> **Problem description**
Select, from the material below, each line with "React" in it.

> **Provided data**

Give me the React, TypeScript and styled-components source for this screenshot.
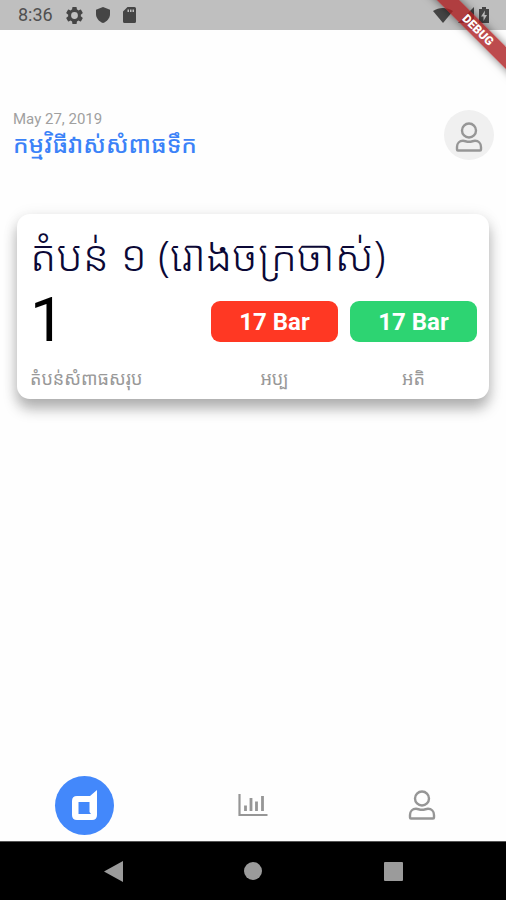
import React from "react";
import styled, { createGlobalStyle } from "styled-components";

const khmer = `"Noto Sans Khmer", "Khmer OS", Roboto, sans-serif`;

const GlobalStyle = createGlobalStyle`
  * { box-sizing: border-box; }
  body { margin: 0; background: #fefefe; font-family: Roboto, "Noto Sans Khmer", sans-serif; }
  button { border: 0; padding: 0; background: none; cursor: pointer; font: inherit; color: inherit; }
  svg { display: block; }
`;

const Screen = styled.div`
  position: relative;
  display: flex;
  flex-direction: column;
  min-height: 100vh;
  overflow: hidden;
`;

const StatusBar = styled.header`
  display: flex;
  align-items: center;
  justify-content: space-between;
  height: 30px;
  padding: 0 17px 0 18px;
  background: #bfbfbf;
  color: #454545;
`;

const StatusGroup = styled.div<{ $gap: number }>`
  display: flex;
  align-items: center;
  gap: ${(p) => p.$gap}px;
`;

const Clock = styled.time`
  font-size: 18px;
  line-height: 32px;
  color: #505050;
`;

const BannerCorner = styled.div`
  position: absolute;
  top: 0;
  right: 0;
  width: 90px;
  height: 90px;
  overflow: hidden;
  pointer-events: none;
`;

const Banner = styled.div`
  position: absolute;
  top: 22px;
  left: -8px;
  width: 140px;
  height: 16px;
  transform: rotate(45deg);
  background: rgba(172, 30, 32, 0.8);
  box-shadow: 0 0 8px rgba(0, 0, 0, 0.5);
  color: #fff;
  font-size: 12px;
  font-weight: 900;
  line-height: 16px;
  text-align: center;
`;

const Content = styled.main`
  flex: 1;
  display: flex;
  flex-direction: column;
  gap: 54px;
  padding-top: 80px;
`;

const PageHeader = styled.div`
  display: flex;
  align-items: center;
  justify-content: space-between;
  padding: 0 12px 0 13px;
`;

const PageDate = styled.p`
  margin: 0;
  font-size: 15px;
  line-height: 18px;
  color: #a0a0a0;
`;

const PageTitle = styled.h1`
  margin: 0;
  font-family: ${khmer};
  font-size: 24px;
  font-weight: 500;
  line-height: 32px;
  color: #3b82f8;
`;

const Avatar = styled.button`
  display: grid;
  place-items: center;
  width: 50px;
  height: 50px;
  padding-top: 3px;
  border-radius: 50%;
  background: #f0f0f0;
  color: #969696;
`;

const Card = styled.section`
  margin: 0 17px;
  padding: 12px 12px 7px 13px;
  border-radius: 13px;
  background: #fff;
  box-shadow: 0 10px 14px rgba(0, 0, 0, 0.28), 0 2px 16px rgba(0, 0, 0, 0.09);
`;

const CardTitle = styled.h2`
  margin: 0 0 4px;
  font-family: ${khmer};
  font-size: 43px;
  font-weight: 340;
  line-height: 58px;
  color: #0b0836;
  white-space: nowrap;
`;

const Readings = styled.div`
  display: grid;
  grid-template-columns: 1fr 127px 127px;
  column-gap: 12px;
  align-items: center;
`;

const ZoneCount = styled.div`
  font-size: 62px;
  line-height: 64px;
  color: #000;
`;

const Reading = styled.div<{ $color: string }>`
  height: 41px;
  margin-top: 3px;
  border-radius: 9px;
  background: ${(p) => p.$color};
  color: #fff;
  font-size: 24px;
  font-weight: 700;
  line-height: 43px;
  text-align: center;
`;

const Caption = styled.div<{ $center?: boolean }>`
  padding-top: 12px;
  font-family: ${khmer};
  font-size: 18px;
  line-height: 28px;
  color: #999;
  text-align: ${(p) => (p.$center ? "center" : "left")};
`;

const TabBar = styled.nav`
  display: grid;
  grid-template-columns: repeat(3, 1fr);
  justify-items: center;
  align-items: center;
  height: 72px;
`;

const Tab = styled.button<{ $active?: boolean }>`
  display: grid;
  place-items: center;
  width: 59px;
  height: 59px;
  border-radius: 50%;
  background: ${(p) => (p.$active ? "#4388fb" : "transparent")};
  color: ${(p) => (p.$active ? "#fff" : "#969696")};
`;

const SystemBar = styled.footer`
  display: grid;
  grid-template-columns: repeat(3, 140px);
  justify-content: center;
  justify-items: center;
  align-items: center;
  height: 59px;
  border-top: 1px solid #555;
  background: #000;
  color: #9b9b9b;
`;

const PersonIcon = () => (
  <svg width="28" height="30" viewBox="0 0 28 30" fill="none" stroke="currentColor" strokeWidth="2.4" strokeLinejoin="round" aria-hidden="true">
    <circle cx="14" cy="8.500" r="7" />
    <path d="M2 27.500V25C2 21.200 4.500 18.800 8 18.800C10 18.800 11.200 19.800 14 19.800S18 18.800 20 18.800C23.500 18.800 26 21.200 26 25V27.500Q26 28.500 25 28.500H3Q2 28.500 2 27.500Z" />
  </svg>
);

const ChartIcon = () => (
  <svg width="30" height="24" viewBox="0 0 30 24" fill="none" stroke="currentColor" aria-hidden="true">
    <path d="M1.500 1V22H29.500" strokeWidth="2.200" />
    <path d="M7.500 12.500V18M13 5V18M18.500 8.500V18M24.500 3V18" strokeWidth="2.800" />
  </svg>
);

const LogoIcon = () => (
  <svg width="28" height="32" viewBox="0 0 28 32" fill="currentColor" fillRule="evenodd" aria-hidden="true">
    <path d="M20 7L27 1V26Q27 31 22 31H7Q2 31 2 26V12Q2 7 7 7ZM8.500 13V25H21L19.500 23V13Z" />
  </svg>
);

const GearIcon = () => (
  <svg width="17" height="17" viewBox="2 2 20 20" fill="currentColor" fillRule="evenodd" aria-hidden="true">
    <path d="M19.430 12.980a7.800 7.800 0 0 0 0-1.960l2.110-1.650a.5.5 0 0 0 .12-.64l-2-3.460a.5.5 0 0 0-.61-.22l-2.490 1a7.300 7.300 0 0 0-1.690-.98l-.38-2.650A.5.5 0 0 0 14 2h-4a.5.5 0 0 0-.49.420l-.38 2.650a7.700 7.700 0 0 0-1.690.98l-2.490-1a.5.5 0 0 0-.61.220l-2 3.460a.5.5 0 0 0 .12.640l2.110 1.650a7.900 7.900 0 0 0 0 1.960l-2.110 1.650a.5.5 0 0 0-.12.640l2 3.460a.5.5 0 0 0 .61.220l2.490-1a7.300 7.300 0 0 0 1.690.98l.38 2.650A.5.5 0 0 0 10 22h4a.5.5 0 0 0 .49-.42l.38-2.650a7.700 7.700 0 0 0 1.690-.98l2.490 1a.5.5 0 0 0 .61-.22l2-3.460a.5.5 0 0 0-.12-.64ZM12 16a4 4 0 1 1 0-8 4 4 0 0 1 0 8Z" />
  </svg>
);

const ShieldIcon = () => (
  <svg width="14" height="16" viewBox="0 0 14 16" fill="currentColor" aria-hidden="true">
    <path d="M7 0L14 2.700V7C14 11 11 14.700 7 16C3 14.700 0 11 0 7V2.700Z" />
  </svg>
);

const CardIcon = () => (
  <svg width="13" height="16" viewBox="0 0 13 16" fill="currentColor" fillRule="evenodd" aria-hidden="true">
    <path d="M4.500 0H11.500Q13 0 13 1.500V14.500Q13 16 11.500 16H1.500Q0 16 0 14.500V4.500ZM4.500 2.500V5H6V2.500ZM7 2.500V5H8.500V2.500ZM9.500 2.500V5H11V2.500Z" />
  </svg>
);

const WifiIcon = () => (
  <svg width="20" height="15" viewBox="0 0 20 15" fill="currentColor" aria-hidden="true">
    <path d="M0 3C6-1 14-1 20 3L10 15Z" />
  </svg>
);

const SignalIcon = () => (
  <svg width="16" height="16" viewBox="0 0 16 16" fill="currentColor" aria-hidden="true">
    <path d="M0 16L16 0V16Z" />
  </svg>
);

const BatteryIcon = () => (
  <svg width="10" height="16" viewBox="0 0 10 16" fill="currentColor" fillRule="evenodd" aria-hidden="true">
    <path d="M3 0H7V2H10V16H0V2H3ZM6 3.500L2 9.500H4.500V14L8 8H5.500Z" />
  </svg>
);

const readings = [
  { value: "17 Bar", color: "#ff3823" },
  { value: "17 Bar", color: "#2dd472" },
];

export default function App() {
  return (
    <>
      <GlobalStyle />
      <Screen>
        <StatusBar>
          <StatusGroup $gap={13}>
            <Clock>8:36</Clock>
            <GearIcon />
            <ShieldIcon />
            <CardIcon />
          </StatusGroup>
          <StatusGroup $gap={5}>
            <WifiIcon />
            <SignalIcon />
            <BatteryIcon />
          </StatusGroup>
        </StatusBar>
        <BannerCorner>
          <Banner>DEBUG</Banner>
        </BannerCorner>
        <Content>
          <PageHeader>
            <div>
              <PageDate>May 27, 2019</PageDate>
              <PageTitle>កម្មវិធីវាស់សំពាធទឹក</PageTitle>
            </div>
            <Avatar aria-label="Account">
              <PersonIcon />
            </Avatar>
          </PageHeader>
          <Card>
            <CardTitle>តំបន់ ១ (រោងចក្រចាស់)</CardTitle>
            <Readings>
              <ZoneCount>1</ZoneCount>
              {readings.map((r) => (
                <Reading key={r.color} $color={r.color}>
                  {r.value}
                </Reading>
              ))}
              <Caption>តំបន់សំពាធសរុប</Caption>
              <Caption $center>អប្ប</Caption>
              <Caption $center>អតិ</Caption>
            </Readings>
          </Card>
        </Content>
        <TabBar>
          <Tab $active aria-label="Home">
            <LogoIcon />
          </Tab>
          <Tab aria-label="Statistics">
            <ChartIcon />
          </Tab>
          <Tab aria-label="Profile">
            <PersonIcon />
          </Tab>
        </TabBar>
        <SystemBar>
          <button aria-label="Back">
            <svg width="19" height="21" viewBox="0 0 19 21" fill="currentColor">
              <path d="M0 10.500L19 0V21Z" />
            </svg>
          </button>
          <button aria-label="Home screen">
            <svg width="18" height="18" viewBox="0 0 18 18" fill="currentColor">
              <circle cx="9" cy="9" r="9" />
            </svg>
          </button>
          <button aria-label="Recent apps">
            <svg width="19" height="19" viewBox="0 0 19 19" fill="currentColor">
              <rect width="19" height="19" rx="1" />
            </svg>
          </button>
        </SystemBar>
      </Screen>
    </>
  );
}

> **Result for this exercise**
Give me the React, TypeScript and styled-components source for this screenshot.
import React from "react";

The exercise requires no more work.